The Innocence of U.S. Foreign Policy

Last Saturday's headline in the Wall Street Journal was: "Anti-U.S. Mobs on Rampage."

The next day, a NATO airstrike killed eight women collecting firewood in the mountains of eastern Afghanistan, an event that garnered virtually zero mainstream U.S. headlines.

Last Saturday's headline in the Wall Street Journal was: "Anti-U.S. Mobs on Rampage."

The next day, a NATO airstrike killed eight women collecting firewood in the mountains of eastern Afghanistan, an event that garnered virtually zero mainstream U.S. headlines.

Somewhere in the gap between these two phenomena -- the overheated news about our violent, irrational enemies in the Middle East and the silence surrounding our war and occupation of the region -- lies American politics, values, the presidential race, the national identity. Beyond that gap lies the truth about who we are, and only when we have access to it does the future turn into creative possibility and peace become possible.

The conventional wisdom we're fed in the mainstream media takes into account only the fear -- the hysteria -- implicit in the Wall Street Journal headline. The story, by Jay Solomon and Carol E. Lee, goes on to tell us:

"The regional furor, coming just three days after an attack on the U.S. Consulate in Benghazi, Libya, that killed the U.S. ambassador and three other workers, underscored Washington's diminished ability to influence a region where a number of governments newly elected during the so-called Arab Spring have minimal control over their restive populations.

"In many cases," the story continues, "the political leaders and security forces within these new governments have proved unwilling, or incapable, of challenging the protesters and radical Islamist groups that have gained greater license to take to the streets."

In other words, the Middle East is archaic, volatile, "restive," a region full of religious fanatics easily manipulated by cynical leaders. Almost anything -- an idiotic 13-minute film clip on YouTube for "Innocence of Muslims," for instance -- can set off their murderous fury. The new governments that replaced the old autocracies can't control such people. And now, tragically, several Americans are dead.

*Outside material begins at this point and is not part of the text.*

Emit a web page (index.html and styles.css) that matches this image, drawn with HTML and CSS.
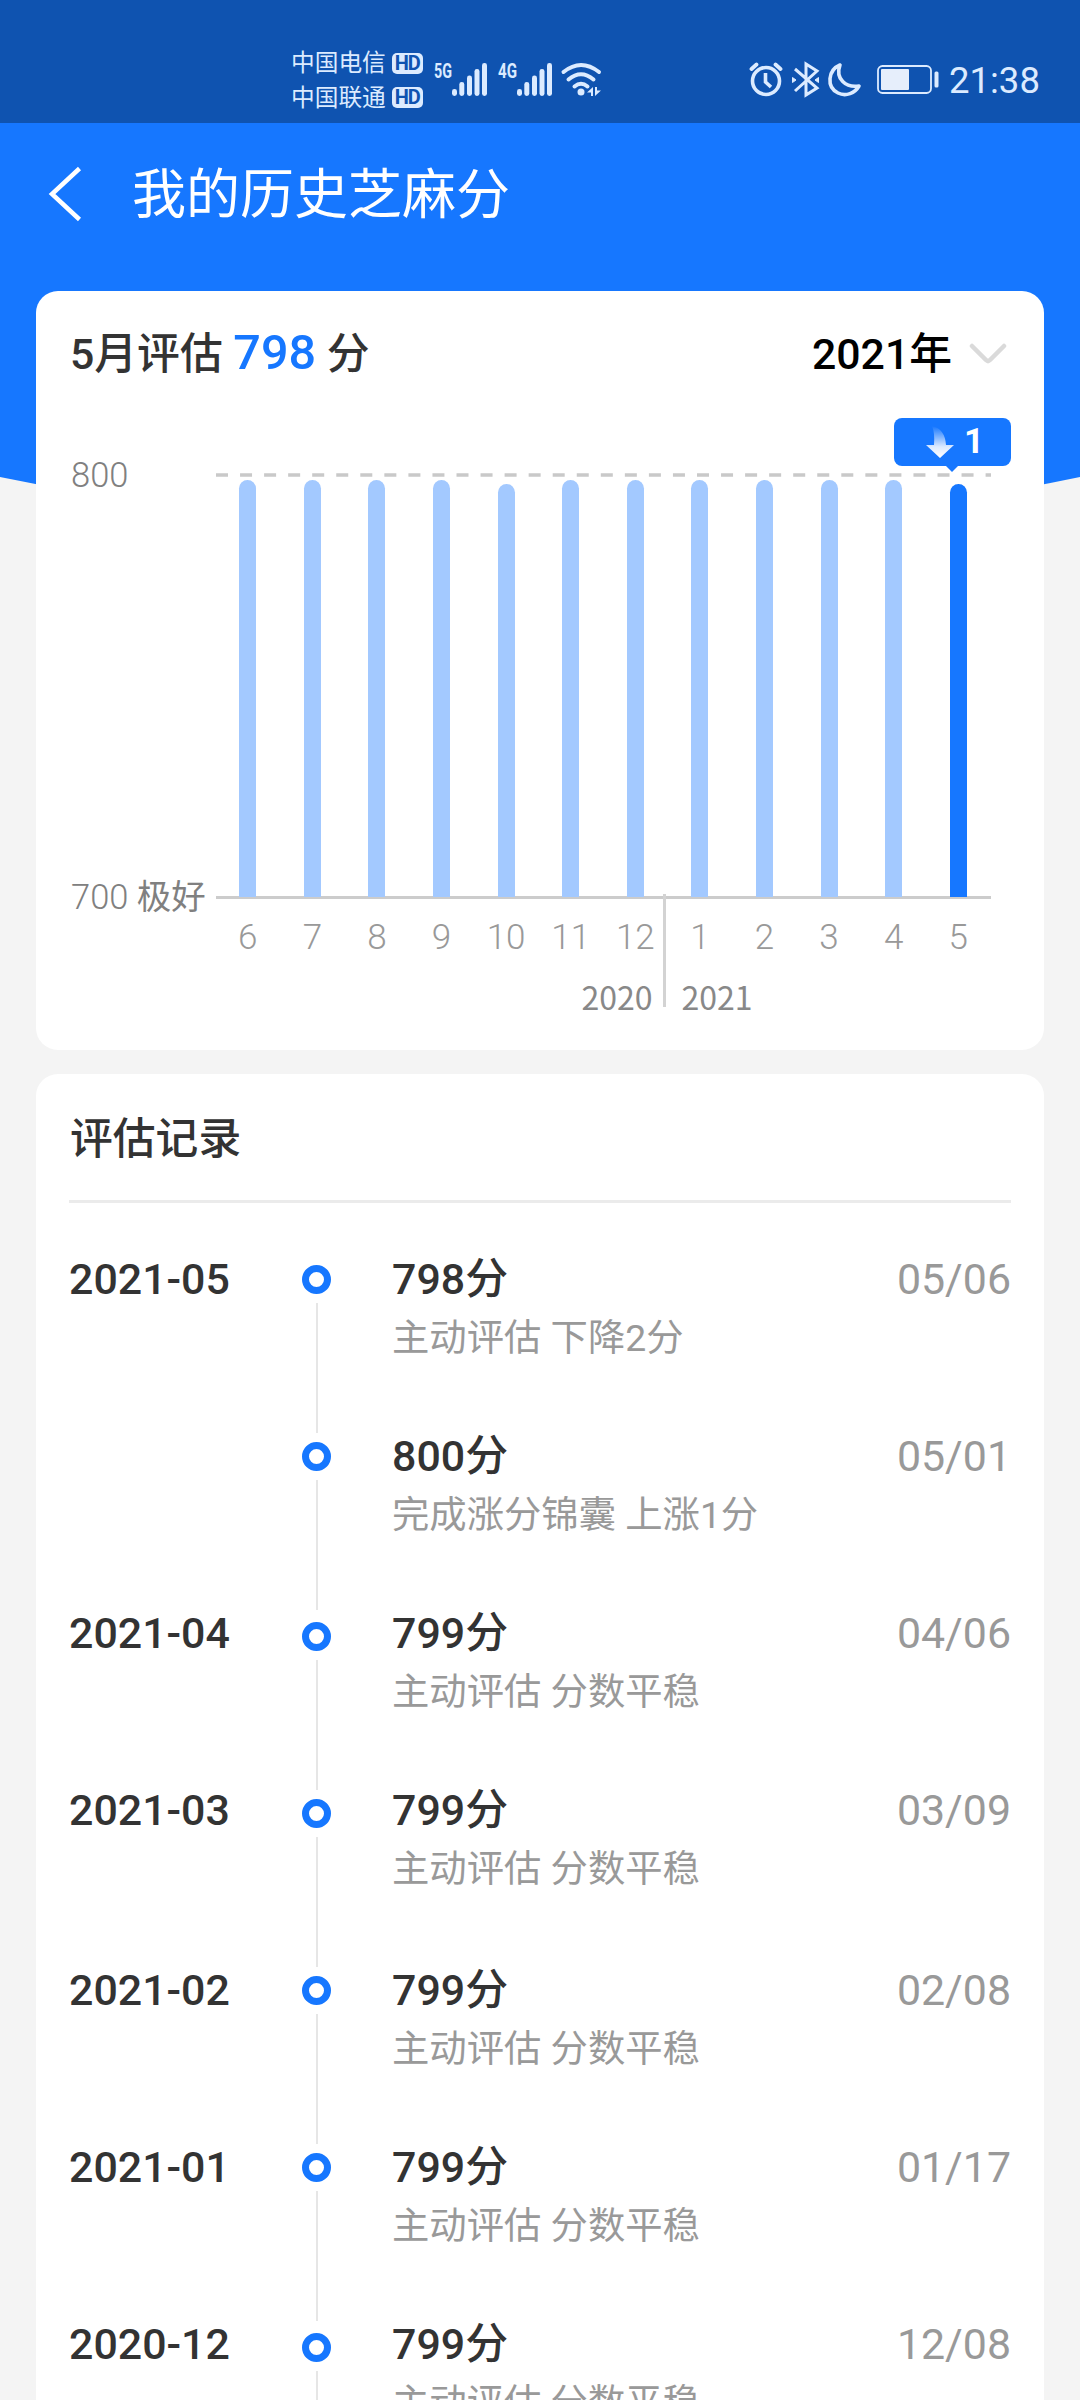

As the story progresses, the thesis slowly hardens into fact. Finally, ka-boom:

"Republican nominee Mitt Romney, for one, has seized on the unrest to charge that the White House didn't understand the forces being unleashed by the rebellions that have gripped the region since last year, and should have been much more aggressive to try and fashion regimes that were secular and pro-West in their orientation."

And that's how it works. Suddenly the "might makes right" position, however puerile and irrational -- that U.S. foreign policy is all about forcibly shaping the world around its interests, that military intimidation only has consequences when it is not quickly and relentlessly employed -- comes off as reasonable and logical. It may be debatable in a given circumstance, but it remains the option of choice in a dangerous world, where civilizations constantly clash, insurgents lurk and primitive, "tribal" fanatics hate us for our freedoms.

Thus Richard Cohen, writing in the Washington Post a few days ago, belittles the Obama administration for "leading from behind" because it was less aggressive last year than France in taking military action to remove Gaddafi from power in Libya. And now look where this naive belief in diplomacy has gotten us:

"The notion that the United States can lead from behind," Cohen writes, "is pitiful, the sorry concoction of an Obama administration that mistakes dulcet passivity for a foreign policy."

Hoist the flag, praise the Lord, pass the ammo. This is American hysteria at its finest. Only unrelenting militarism can stop the rampaging mobs out there beyond our borders; dulcet passivity just won't do it. And if you feel pushed and offended by this attitude, Barack Obama becomes the voice of reason in a troubled world, the good guy doing the best he can. Except . . . there's that silence again.

As Peter Hart wrote recently in an article for FAIR: "Part of the corporate media's job is to make sure real political grievances are mostly kept out of the discussion. It's a lot easier to talk about angry mobs and their peculiar religion than it is to acknowledge that maybe some of the anger has little to do with religion at all."

Whereas Arab violence generates adrenalin-pumping headlines and is mostly reported outside any serious context -- e.g., the U.S. devastation of Iraq, Guantanamo, Abu Ghraib, the Koran burnings, the ongoing drone assassinations -- the violence that emerges from U.S. policy is softened with so much context it's often a struggle to figure out if anything happened at all.

For instance, the NATO airstrike last weekend that killed eight Afghan women and injured eight more, including young girls, was headlined thus in the New York Times: "Karzai Denounces Coalition Over Airstrikes." The focus of the story, as Hart points out, is the tension the deaths caused "between Mr. Karzai and his American benefactors." Meanwhile, "the killings of Afghan women are a secondary news event."

The story of the deaths concludes: "Coalition forces were apparently unaware that village women sometimes go into the woods in the early hours of the morning to fetch wood for cooking fires they need to have going by breakfast time."

This is the innocence of U.S. foreign policy. I feel far more horror -- more fear about the future -- in its pseudo-apology for the high-tech deaths of eight women than I do in the angry protests of aggrieved Arabs.